Four large piers, linked by arches, define the central square that supported the now collapsed dome. Pendentives make the transition from the square below to the circular drum of the dome above. The east apse has three windows framed on the exterior with a blind arcade. Floral and geometric motifs are carved on the arches which rest on slender double colonnettes. A similar arcade frames the windows of the drum. Other openings are crowned with arches, each with of a band of sculptured ornament. Traces of color remain on the exterior cornices and crowns of the windows. On the southern and northern parts of the front alter, there are two square alters, above which there are two secret chambers. The cathedral has five portico entrances, two in south, two in north and one main entrance in west. In difference to the general simplicity and limited decorations which are the characteristics of Armenian spiritual architecture, the Talin Cathedral is quite decorative and majestic. The exterior is dominated by the diversity of decorations of the windows while the richly interior decoration is witnessed in the carvings on the Pendentives. The stile and motif of the carvings are estimated to be from the same period as those in the Zvartnots Cathedral. The carvings have been painted with white and red colors (preserved in patches).

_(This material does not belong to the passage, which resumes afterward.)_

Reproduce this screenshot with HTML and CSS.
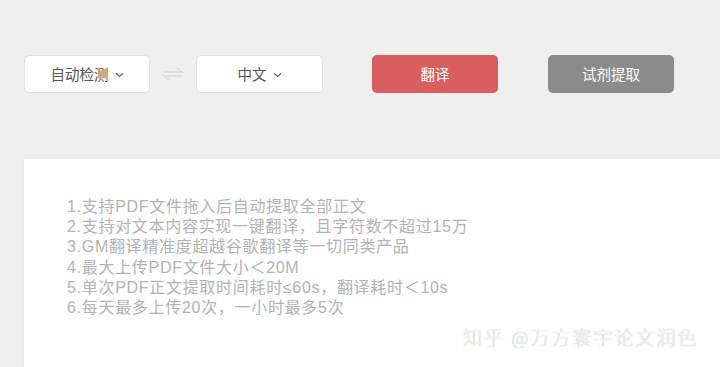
FILE: index.html
```html
<!DOCTYPE html>
<html lang="zh-CN">
<head>
<meta charset="utf-8">
<link rel="stylesheet" href="styles.css">
</head>
<body>
<div class="toolbar">
  <div class="select select-src">自动检测 <span class="chev"><svg width="9" height="6" viewBox="0 0 9 6"><path d="M1 1.2 L4.5 4.5 L8 1.2" fill="none" stroke="#666" stroke-width="1.2"/></svg></span></div>
  <div class="swap"><svg width="24" height="18" viewBox="0 0 24 18"><path d="M2 7 H21 L16 3" fill="none" stroke="#dcdcdc" stroke-width="1.6"/><path d="M22 11 H3 L8 15" fill="none" stroke="#dcdcdc" stroke-width="1.6"/></svg></div>
  <div class="select select-dst">中文 <span class="chev"><svg width="9" height="6" viewBox="0 0 9 6"><path d="M1 1.2 L4.5 4.5 L8 1.2" fill="none" stroke="#666" stroke-width="1.2"/></svg></span></div>
  <button class="btn btn-red">翻译</button>
  <button class="btn btn-gray">试剂提取</button>
</div>
<div class="panel">
  <ol class="notes">
    <li>1.支持PDF文件拖入后自动提取全部正文</li>
    <li>2.支持对文本内容实现一键翻译，且字符数不超过15万</li>
    <li>3.GM翻译精准度超越谷歌翻译等一切同类产品</li>
    <li>4.最大上传PDF文件大小＜20M</li>
    <li>5.单次PDF正文提取时间耗时≤60s，翻译耗时＜10s</li>
    <li>6.每天最多上传20次，一小时最多5次</li>
  </ol>
  <div class="watermark">知乎 @万方寰宇论文润色</div>
</div>
</body>
</html>
```
FILE: styles.css
```css
html, body {
  margin: 0;
  padding: 0;
}
body {
  background: #efefef;
  width: 720px;
  height: 367px;
  overflow: hidden;
  font-family: "Liberation Sans", "Noto Sans CJK SC", sans-serif;
}
.toolbar {
  display: flex;
  align-items: center;
  padding: 54px 0 0 24px;
  height: 39px;
}
.select {
  width: 126px;
  height: 38px;
  box-sizing: border-box;
  background: #fff;
  border: 1px solid #e2e2e2;
  border-radius: 5px;
  display: flex;
  align-items: center;
  justify-content: center;
  gap: 6px;
  font-size: 14.5px;
  color: #555;
}
.select-dst {
  width: 127px;
}
.chev {
  display: flex;
  padding-top: 2px;
}
.swap {
  width: 46px;
  display: flex;
  justify-content: center;
}
.btn {
  width: 126px;
  height: 38px;
  border: none;
  border-radius: 5px;
  color: #fff;
  font-family: "Noto Sans CJK SC", sans-serif;
  font-size: 14.5px;
  padding: 0;
}
.btn-red {
  background: #d95f5f;
  margin-left: 49px;
}
.btn-gray {
  background: #8b8b8b;
  margin-left: 50px;
}
.panel {
  margin: 66px 0 0 24px;
  background: #fff;
  height: 210px;
  box-shadow: 0 -1px 2px rgba(0,0,0,0.04);
  position: relative;
  padding: 38px 0 0 43px;
  box-sizing: border-box;
}
.notes {
  list-style: none;
  margin: 0;
  padding: 0;
  font-size: 16px;
  line-height: 20.2px;
  color: #b3b3b3;
  letter-spacing: 0.7px;
}
.watermark {
  position: absolute;
  left: 439px;
  top: 164px;
  font-family: "Noto Sans CJK SC", sans-serif;
  font-size: 19px;
  font-weight: 300;
  color: #f6f6f6;
  text-shadow: 0 0 1px #a8a8a8;
  letter-spacing: 2px;
}
```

Remnants of wall paintings corroborate statements of Vrtanes Kertogh in the late sixth or early seventh century (evidence point to the periods 632-640, 652, 658, 698) that Gospel cycles were painted on Armenian Church interiors. Christ's entry into Jerusalem is represented on the south wall. At present, there are only traces of the portraits of the six apostles.

Talin contains the only surviving Armenian example of a wall painting showing Christ in a medallion with busts of the Apostles. The figures surround the apse arch. Portraits of saints stand in pairs between the windows of the apse.

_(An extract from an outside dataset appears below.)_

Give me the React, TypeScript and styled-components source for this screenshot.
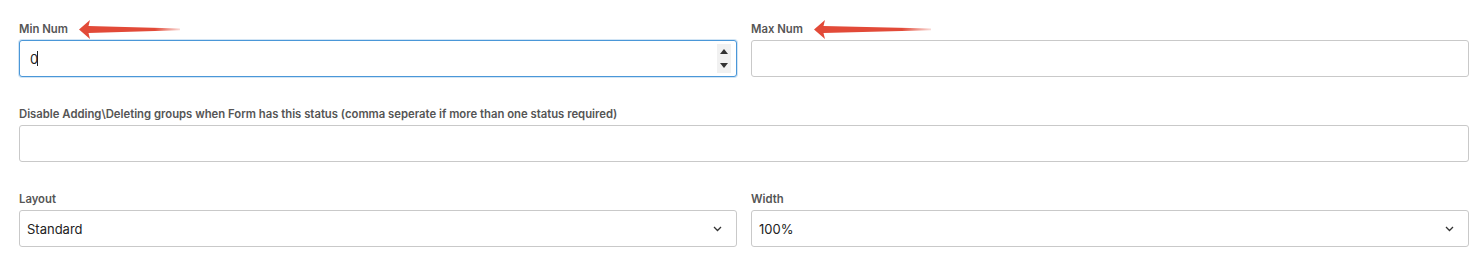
import styled, { createGlobalStyle } from "styled-components";

const GlobalStyle = createGlobalStyle`
  body {
    margin: 0;
    background: #ffffff;
    font-family: Inter, "Noto Sans", sans-serif;
  }
`;

const Form = styled.div`
  width: 1450px;
  padding: 22px 0 0 19px;
  display: flex;
  flex-direction: column;
  gap: 30px;
`;

const Row = styled.div<{ columns: number }>`
  display: grid;
  grid-template-columns: repeat(${(p) => p.columns}, 1fr);
  column-gap: 14px;
`;

const Field = styled.div`
  display: flex;
  flex-direction: column;
  gap: 4px;
  position: relative;
`;

const Label = styled.label`
  font-size: 11.3px;
  line-height: 14px;
  font-weight: 600;
  color: #555555;
  white-space: nowrap;
`;

const Control = styled.div`
  position: relative;
`;

const TextInput = styled.input<{ focused?: boolean }>`
  box-sizing: border-box;
  width: 100%;
  height: 37px;
  padding: 0 10px;
  border: 1px solid ${(p) => (p.focused ? "#4a97d8" : "#c9c9c9")};
  border-radius: 3px;
  font-family: inherit;
  font-size: 13px;
  color: #222222;
  background: #ffffff;
  outline: none;
  caret-color: transparent;
  box-shadow: ${(p) => (p.focused ? "0 0 0 1px rgba(74,151,216,0.25)" : "none")};
  -moz-appearance: textfield;
  &::-webkit-inner-spin-button,
  &::-webkit-outer-spin-button {
    -webkit-appearance: none;
    margin: 0;
  }
`;

const Caret = styled.span`
  position: absolute;
  left: 18px;
  top: 11px;
  width: 1px;
  height: 15px;
  background: #222222;
  pointer-events: none;
`;

const Select = styled.select`
  box-sizing: border-box;
  width: 100%;
  height: 37px;
  padding: 0 30px 0 7px;
  border: 1px solid #c9c9c9;
  border-radius: 3px;
  font-family: inherit;
  font-size: 13px;
  color: #222222;
  background: #ffffff;
  appearance: none;
  outline: none;
`;

const Spinner = styled.div`
  position: absolute;
  right: 6px;
  top: 4px;
  bottom: 4px;
  width: 14px;
  background: #f1f1f1;
  display: flex;
  flex-direction: column;
  align-items: center;
  justify-content: space-around;
  pointer-events: none;
`;

const Chevron = styled.svg`
  position: absolute;
  right: 15px;
  top: 16px;
  pointer-events: none;
`;

const Arrow = styled.svg<{ offset: number }>`
  position: absolute;
  left: ${(p) => p.offset}px;
  top: -3px;
  pointer-events: none;
`;

function PointerArrow({ offset, length }: { offset: number; length: number }) {
  const id = `fade${offset}`;
  return (
    <Arrow offset={offset} width={length} height={21} viewBox={`0 0 ${length} 21`}>
      <defs>
        <linearGradient id={id} x1="0" x2="1" y1="0" y2="0">
          <stop offset="0" stopColor="#e24a38" />
          <stop offset="0.75" stopColor="#e24a38" />
          <stop offset="1" stopColor="#e24a38" stopOpacity="0.2" />
        </linearGradient>
      </defs>
      <polygon
        fill={`url(#${id})`}
        points={`0,10.5 11,1 9.5,7 ${length},9.6 ${length},11.2 9.5,14 11,20`}
      />
    </Arrow>
  );
}

function SpinnerArrows() {
  return (
    <Spinner>
      <svg width="8" height="5" viewBox="0 0 8 5">
        <polygon points="4,0 8,5 0,5" fill="#333" />
      </svg>
      <svg width="8" height="5" viewBox="0 0 8 5">
        <polygon points="0,0 8,0 4,5" fill="#333" />
      </svg>
    </Spinner>
  );
}

function DownChevron() {
  return (
    <Chevron width="9" height="6" viewBox="0 0 9 6">
      <polyline points="1,1 4.5,4.5 8,1" fill="none" stroke="#333" strokeWidth="1.3" />
    </Chevron>
  );
}

export default function App() {
  return (
    <>
      <GlobalStyle />
      <Form>
        <Row columns={2}>
          <Field>
            <Label>Min Num</Label>
            <PointerArrow offset={60} length={101} />
            <Control>
              <TextInput type="number" defaultValue={0} focused autoFocus />
              <Caret />
              <SpinnerArrows />
            </Control>
          </Field>
          <Field>
            <Label>Max Num</Label>
            <PointerArrow offset={63} length={117} />
            <Control>
              <TextInput type="number" />
            </Control>
          </Field>
        </Row>
        <Row columns={1}>
          <Field>
            <Label>
              Disable Adding\Deleting groups when Form has this status (comma seperate if more than one status required)
            </Label>
            <Control>
              <TextInput type="text" />
            </Control>
          </Field>
        </Row>
        <Row columns={2}>
          <Field>
            <Label>Layout</Label>
            <Control>
              <Select defaultValue="standard">
                <option value="standard">Standard</option>
              </Select>
              <DownChevron />
            </Control>
          </Field>
          <Field>
            <Label>Width</Label>
            <Control>
              <Select defaultValue="100">
                <option value="100">100%</option>
              </Select>
              <DownChevron />
            </Control>
          </Field>
        </Row>
      </Form>
    </>
  );
}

An earthquake destroyed the dome and part of the drum in 1840. Restoration began in 1947, but was not completed. To the west and south of the cathedral, in a large area, are the remnants of 4th-7th century and later necropolis, with large numbers of tombstones depicting persons in national dresses and other illustrations. Some of these tombstones, for preservation, have under the supervision of T. Tormanian, been moved to the Nerseh Kamsarakan's Church (about 150 meters north of the cathedral), which have become a museum. An inscription states that it was built by Prince Nerseh Kamsarakan. It has three apses. The west bay is square and longer than the other three Arms. The entrance is from the west. The marks of seven different masons have been found on the church.

The nearby church of St Astvatzatzin (Mother of God) is one of a series of small, free-standing cruciform churches and was built in 1866 and for which quite large number of decorative parts from the already ruined cathedral is used. The entire area contains a rich presence of historical evidence, among others the remnants of building, which according to T. Tormanian are the ruins of noble residence, probably belonging to the house of Kamsarakan.